We then went Meherabad and up to Baba’s Samadhi, and the interesting thing was I didn’t feel a strong presence in the Samadhi. And at Guruprasad it was like amaziinnnggg and I told this to Francis years later, and he said, “He wasn’t there for you, [at the Samadhi] He was at Guruprasad.” But of course these days I find the Samadhi has the presence of Baba(where the world stops and starts again) like Guruprasad did.
We saw the different buildings where Baba had slept at different times. Padri was a strong wonderful disciple of Baba’s. We then met Mohammed. He gave a scarf to John Borthwick. I came late to find the Australian group gathered around Mohammed. When I questioned why they were laughing they told me that Mohammed had called the group ‘Mad Iranis’, I was laughing and he said, “You too!” I was curious about Mohammed, I had no idea about masts. Later I felt connected to him when in the early 80’s he gave me some chocolate and then in the 90’s he gave me his beanie (hat).

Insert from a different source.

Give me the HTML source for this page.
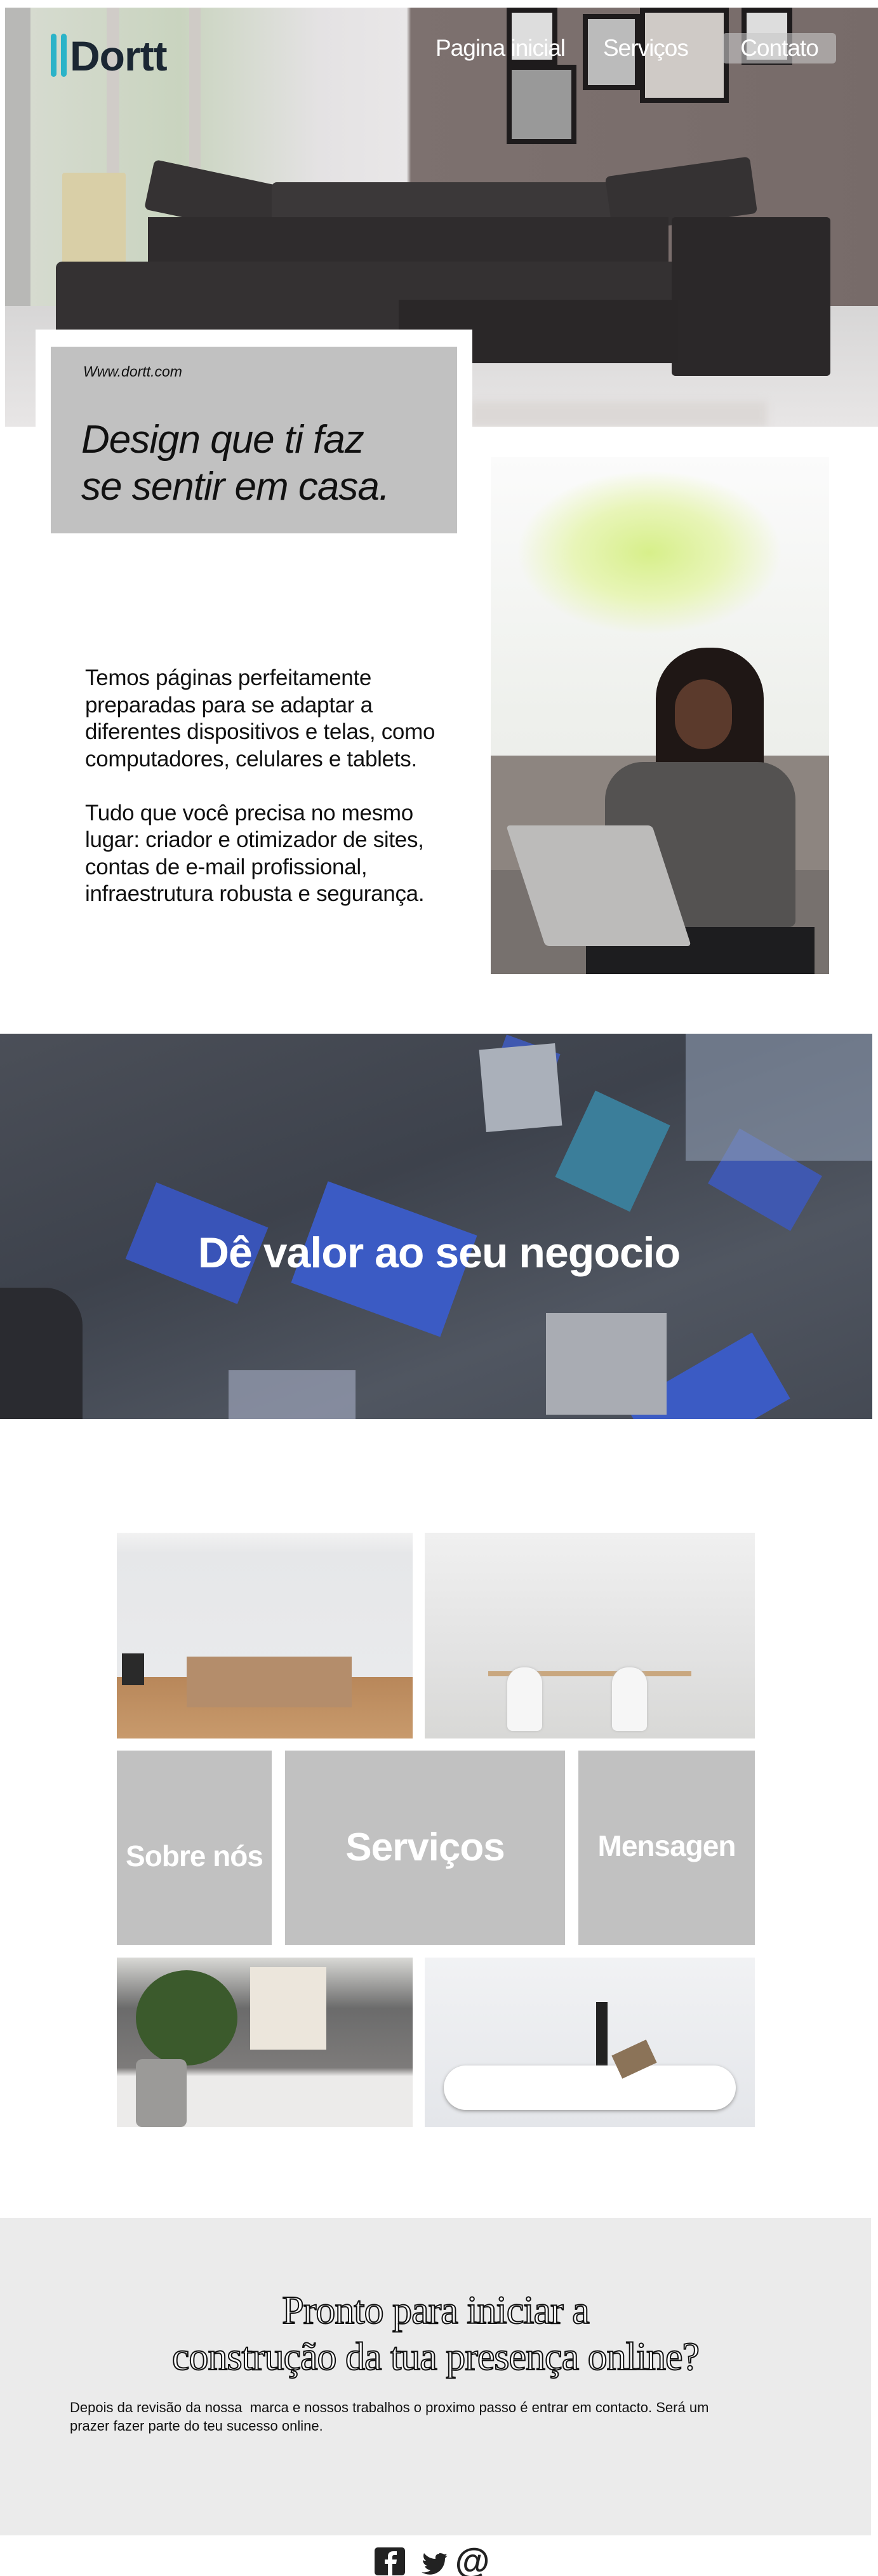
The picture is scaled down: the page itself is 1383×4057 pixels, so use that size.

We spent some more time going to Guruprasad, Francis gave a most beautiful talk ’The Mighty Beloved’, it was about his observations of those attending the ‘Great Darshan’ having a different order of love to come across the ocean and bow down in their hearts without ever seeing their beloved. It was so moving and so touching. I had respect for Francis before I’d met him, I’d read his words, sung his words and I wondered who this guy was. Who can write like this? His reading was powerful and touching, it moved the heart. I didn’t see any obvious grieving by the mandali. I didn’t know them well enough to be sure. Mehera probably was, they put on a great performance. Like Baba says, no matter how bad you’re suffering, put on a happy face- and they did. They made us feel part of the place; they looked after every facet of our well being.
When I got home I felt very full of Baba. I think Ros and our unborn baby got the benefit of that. We spent a lot of time with Francis when he returned later that year. It was just fantastic!